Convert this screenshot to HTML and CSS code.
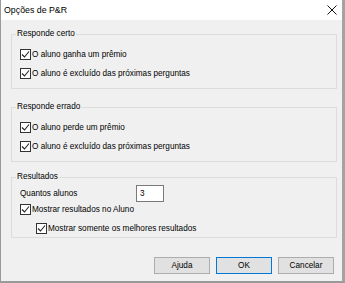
FILE: index.html
```html
<!DOCTYPE html>
<html lang="pt">
<head>
    <meta charset="UTF-8">
    <title>Opções de P&amp;R</title>
    <link rel="stylesheet" href="styles.css">
</head>
<body>

<div class="dialog">
    <div class="titlebar">
        <span class="title">Opções de P&amp;R</span>
        <svg class="close" width="10" height="10" viewBox="0 0 10 10">
            <path d="M0.5 0.5 L9.5 9.5 M9.5 0.5 L0.5 9.5" stroke="#111" stroke-width="1" fill="none"/>
        </svg>
    </div>

    <div class="content">
        <fieldset class="group">
            <legend>Responde certo</legend>
            <label class="option">
                <span class="box"><svg width="9" height="9" viewBox="0 0 9 9"><path d="M1 4.5 L3.5 7 L8 1.5" stroke="#222" stroke-width="1.1" fill="none"/></svg></span>
                O aluno ganha um prêmio
            </label>
            <label class="option">
                <span class="box"><svg width="9" height="9" viewBox="0 0 9 9"><path d="M1 4.5 L3.5 7 L8 1.5" stroke="#222" stroke-width="1.1" fill="none"/></svg></span>
                O aluno é excluído das próximas perguntas
            </label>
        </fieldset>

        <fieldset class="group">
            <legend>Responde errado</legend>
            <label class="option">
                <span class="box"><svg width="9" height="9" viewBox="0 0 9 9"><path d="M1 4.5 L3.5 7 L8 1.5" stroke="#222" stroke-width="1.1" fill="none"/></svg></span>
                O aluno perde um prêmio
            </label>
            <label class="option">
                <span class="box"><svg width="9" height="9" viewBox="0 0 9 9"><path d="M1 4.5 L3.5 7 L8 1.5" stroke="#222" stroke-width="1.1" fill="none"/></svg></span>
                O aluno é excluído das próximas perguntas
            </label>
        </fieldset>

        <fieldset class="group results">
            <legend>Resultados</legend>
            <div class="field">
                <span class="field-label">Quantos alunos</span>
                <span class="textbox">3</span>
            </div>
            <label class="option">
                <span class="box"><svg width="9" height="9" viewBox="0 0 9 9"><path d="M1 4.5 L3.5 7 L8 1.5" stroke="#222" stroke-width="1.1" fill="none"/></svg></span>
                Mostrar resultados no Aluno
            </label>
            <label class="option nested">
                <span class="box"><svg width="9" height="9" viewBox="0 0 9 9"><path d="M1 4.5 L3.5 7 L8 1.5" stroke="#222" stroke-width="1.1" fill="none"/></svg></span>
                Mostrar somente os melhores resultados
            </label>
        </fieldset>

        <div class="buttons">
            <button>Ajuda</button>
            <button class="default">OK</button>
            <button>Cancelar</button>
        </div>
    </div>
</div>

</body>
</html>
```

FILE: styles.css
```css
body {
    margin: 0;
    font-family: "Liberation Sans", Arial, sans-serif;
    font-size: 8.2px;
    color: #000;
}

.dialog {
    width: 345px;
    height: 283px;
    box-sizing: border-box;
    background-color: #f0f0f0;
    border-left: 1px solid #9a9a9a;
    border-right: 3px solid #a3a3a3;
    border-bottom: 2px solid #9a9a9a;
}

.titlebar {
    height: 20px;
    background-color: #fff;
    display: flex;
    align-items: center;
    justify-content: space-between;
    padding: 0 5px 0 3px;
}

.title {
    font-size: 8.8px;
}

.content {
    padding: 8px 5px 0 10px;
    display: flex;
    flex-direction: column;
}

.group {
    margin: 0;
    padding: 7px 8px 8px 8px;
    border: 1px solid #dcdcdc;
    display: flex;
    flex-direction: column;
    gap: 5px;
    min-inline-size: 0;
}

.group + .group {
    margin-top: 12px;
}

.group.results {
    margin-top: 9px;
    padding-top: 2px;
    padding-bottom: 2px;
    gap: 0;
}

legend {
    padding: 0 1px;
    margin-left: -4px;
    line-height: 12px;
}

.option {
    display: flex;
    align-items: center;
    gap: 1px;
    height: 14px;
}

.box {
    width: 11px;
    height: 11px;
    box-sizing: border-box;
    border: 1px solid #333;
    background-color: #fff;
    display: flex;
    align-items: center;
    justify-content: center;
}

.results .option {
    margin-top: 0;
}

.results .nested {
    margin-top: 5px;
    padding-left: 16px;
}

.field {
    display: flex;
    align-items: center;
    height: 17px;
}

.field-label {
    width: 116px;
}

.textbox {
    width: 28px;
    height: 17px;
    box-sizing: border-box;
    border: 1px solid #7a7a7a;
    background-color: #fff;
    padding-left: 3px;
    line-height: 15px;
}

.buttons {
    display: flex;
    justify-content: flex-end;
    gap: 6px;
    margin-top: 19px;
    padding-right: 3px;
}

button {
    width: 56px;
    height: 17px;
    padding: 0;
    font-family: inherit;
    font-size: 8.2px;
    background-color: #e1e1e1;
    border: 1px solid #adadad;
    color: #000;
}

button.default {
    border: 1px solid #0078d7;
}
```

# # # # #

Leave the images out, please, and restate each line word for word.

▸ **Solution**
Convert this screenshot to HTML and CSS code.
FILE: index.html
```html
<!DOCTYPE html>
<html lang="pt">
<head>
    <meta charset="UTF-8">
    <title>Opções de P&amp;R</title>
    <link rel="stylesheet" href="styles.css">
</head>
<body>

<div class="dialog">
    <div class="titlebar">
        <span class="title">Opções de P&amp;R</span>
        <svg class="close" width="10" height="10" viewBox="0 0 10 10">
            <path d="M0.5 0.5 L9.5 9.5 M9.5 0.5 L0.5 9.5" stroke="#111" stroke-width="1" fill="none"/>
        </svg>
    </div>

    <div class="content">
        <fieldset class="group">
            <legend>Responde certo</legend>
            <label class="option">
                <span class="box"><svg width="9" height="9" viewBox="0 0 9 9"><path d="M1 4.5 L3.5 7 L8 1.5" stroke="#222" stroke-width="1.1" fill="none"/></svg></span>
                O aluno ganha um prêmio
            </label>
            <label class="option">
                <span class="box"><svg width="9" height="9" viewBox="0 0 9 9"><path d="M1 4.5 L3.5 7 L8 1.5" stroke="#222" stroke-width="1.1" fill="none"/></svg></span>
                O aluno é excluído das próximas perguntas
            </label>
        </fieldset>

        <fieldset class="group">
            <legend>Responde errado</legend>
            <label class="option">
                <span class="box"><svg width="9" height="9" viewBox="0 0 9 9"><path d="M1 4.5 L3.5 7 L8 1.5" stroke="#222" stroke-width="1.1" fill="none"/></svg></span>
                O aluno perde um prêmio
            </label>
            <label class="option">
                <span class="box"><svg width="9" height="9" viewBox="0 0 9 9"><path d="M1 4.5 L3.5 7 L8 1.5" stroke="#222" stroke-width="1.1" fill="none"/></svg></span>
                O aluno é excluído das próximas perguntas
            </label>
        </fieldset>

        <fieldset class="group results">
            <legend>Resultados</legend>
            <div class="field">
                <span class="field-label">Quantos alunos</span>
                <span class="textbox">3</span>
            </div>
            <label class="option">
                <span class="box"><svg width="9" height="9" viewBox="0 0 9 9"><path d="M1 4.5 L3.5 7 L8 1.5" stroke="#222" stroke-width="1.1" fill="none"/></svg></span>
                Mostrar resultados no Aluno
            </label>
            <label class="option nested">
                <span class="box"><svg width="9" height="9" viewBox="0 0 9 9"><path d="M1 4.5 L3.5 7 L8 1.5" stroke="#222" stroke-width="1.1" fill="none"/></svg></span>
                Mostrar somente os melhores resultados
            </label>
        </fieldset>

        <div class="buttons">
            <button>Ajuda</button>
            <button class="default">OK</button>
            <button>Cancelar</button>
        </div>
    </div>
</div>

</body>
</html>
```

FILE: styles.css
```css
body {
    margin: 0;
    font-family: "Liberation Sans", Arial, sans-serif;
    font-size: 8.2px;
    color: #000;
}

.dialog {
    width: 345px;
    height: 283px;
    box-sizing: border-box;
    background-color: #f0f0f0;
    border-left: 1px solid #9a9a9a;
    border-right: 3px solid #a3a3a3;
    border-bottom: 2px solid #9a9a9a;
}

.titlebar {
    height: 20px;
    background-color: #fff;
    display: flex;
    align-items: center;
    justify-content: space-between;
    padding: 0 5px 0 3px;
}

.title {
    font-size: 8.8px;
}

.content {
    padding: 8px 5px 0 10px;
    display: flex;
    flex-direction: column;
}

.group {
    margin: 0;
    padding: 7px 8px 8px 8px;
    border: 1px solid #dcdcdc;
    display: flex;
    flex-direction: column;
    gap: 5px;
    min-inline-size: 0;
}

.group + .group {
    margin-top: 12px;
}

.group.results {
    margin-top: 9px;
    padding-top: 2px;
    padding-bottom: 2px;
    gap: 0;
}

legend {
    padding: 0 1px;
    margin-left: -4px;
    line-height: 12px;
}

.option {
    display: flex;
    align-items: center;
    gap: 1px;
    height: 14px;
}

.box {
    width: 11px;
    height: 11px;
    box-sizing: border-box;
    border: 1px solid #333;
    background-color: #fff;
    display: flex;
    align-items: center;
    justify-content: center;
}

.results .option {
    margin-top: 0;
}

.results .nested {
    margin-top: 5px;
    padding-left: 16px;
}

.field {
    display: flex;
    align-items: center;
    height: 17px;
}

.field-label {
    width: 116px;
}

.textbox {
    width: 28px;
    height: 17px;
    box-sizing: border-box;
    border: 1px solid #7a7a7a;
    background-color: #fff;
    padding-left: 3px;
    line-height: 15px;
}

.buttons {
    display: flex;
    justify-content: flex-end;
    gap: 6px;
    margin-top: 19px;
    padding-right: 3px;
}

button {
    width: 56px;
    height: 17px;
    padding: 0;
    font-family: inherit;
    font-size: 8.2px;
    background-color: #e1e1e1;
    border: 1px solid #adadad;
    color: #000;
}

button.default {
    border: 1px solid #0078d7;
}
```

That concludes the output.